One thing leads to another. This is a statement most people are familiar with, especially if they read William Shakespeare’s Macbeth. It tells what happens to the tragic protagonist, Macbeth. At the start of the play, Macbeth is a highly praised and loyal nobleman admired by all until he becomes a victim of the witches. Their promises evoke his unrestrained ambition. From then on, Macbeth’s actions snowball out of his control and under the witches’ power. His unholy deeds trouble his sleep, and the innocent victims return to haunt him.
Evil spirits take over his every move and thought. The luring prophecies, sleepless nights, hallucinations, and deceptive apparitions are all products of sorcery used to cloud Macbeth’s moral judgment and lead him to further degradation. By pricking Macbeth’s desire for power and prestige with promising prophecies and giving him confidence with the apparitions, the witches lure him to commit evil deeds and to continue doing so endlessly. Their tempting prophecies bait Macbeth into their deceitful plot.
Banquo, a fellow nobleman, warns him about the prophecies, “But ‘tis strange: and oftentimes, to win us to our harm, the instruments of darkness tell us truths, win us with honest trifles, to betray’s in deepest consequence” (I, 3, 122-127). Banquo is a smart man, and it is unfortunate that Macbeth ignores his advice. To be sure that Macbeth self-destructs by his own sinful behavior, the sorceresses create prophetic images that ensure him security. Not knowing they are all part of the deception, Macbeth easily succumbs to their plan. He aimlessly kills, believing nothing can harm him, but he is dead wrong.
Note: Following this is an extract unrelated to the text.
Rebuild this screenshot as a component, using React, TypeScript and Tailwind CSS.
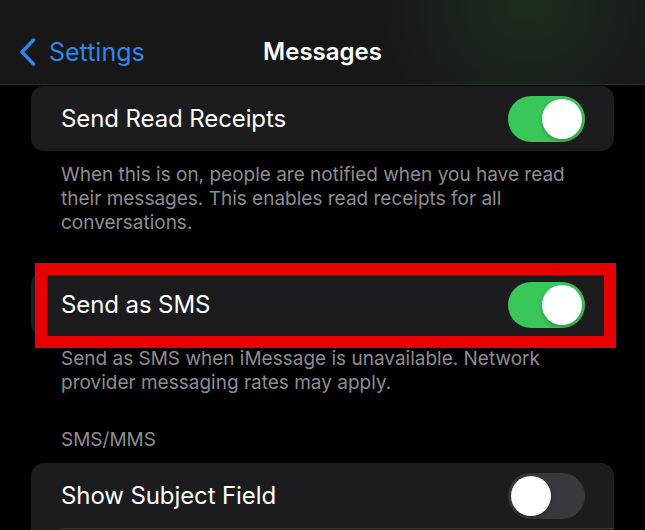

The witches true intention is best revealed in Hecate’s orders, “And that distilled by magic sleights shall raise such artificial sprites as by the strength of their illusion shall draw him on to his confusion” (III, 5, 26-29). Macbeth’s biggest misfortune is encountering the witches, and an even bigger mistake is to revisit them. The cunning scheme of the wicked women successfully leads Macbeth to evil and confuses him enough for him to lose command of his actions. Even away from the witches, Macbeth still cannot escape their evil influence.
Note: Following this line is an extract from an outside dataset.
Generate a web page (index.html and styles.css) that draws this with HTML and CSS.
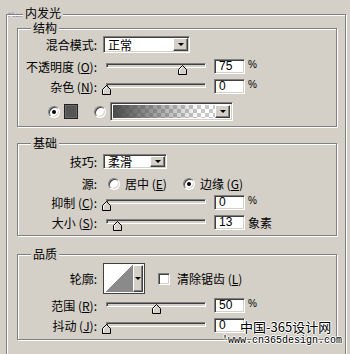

By using hallucination, haunting spirits, and ghostly images, they over-power his ability to make right judgments. Macbeth’s hallucinating experience begins when he sees a dagger leading him to kill King Duncan. Macbeth’s reaction to the sight was, “Art thou not, fatal vision, sensible to feeling as to sight, or art thou but a dagger of the mind, a fatal creation, proceeding from the heat-oppressed brain? ” (II, 1, 36-39). The dagger is indeed a creation of sorcery which diminishes Macbeth’s common sense, and eventually it will cause fatal results.
Macbeth’s immoral act of killing the king did earn him the throne, but it cost him his peace of mind. He witnesses ghosts and is unable to rest at night. He expresses his troublesome nightmares, “Ere we will eat our meal in fear, and sleep in the affliction of these terrible dreams that shake us nightly” (III, 2, 17-19). The sleepless nights are not only Macbeth’s fear and guilt, but they are another way for the atrocious hags to mess with his mind. Hallucination, sleepless nights, and ghostly visions are all tools used by the witches to baffle Macbeth.
Even before the witches first encounter with Macbeth, they have planned out every move needed to lead Macbeth to catastrophe. They drive Macbeth into evil by appealing to his ambition. From then on they have control over his actions. Their plot includes prophecies, hallucinations, nightmares, ghost appearances, and apparitions. These inventions of the sorceresses invade Macbeth sensible state of mind. Therefore, they largely contribute to Macbeth’s ingression into corruption and his continuous progression towards decline.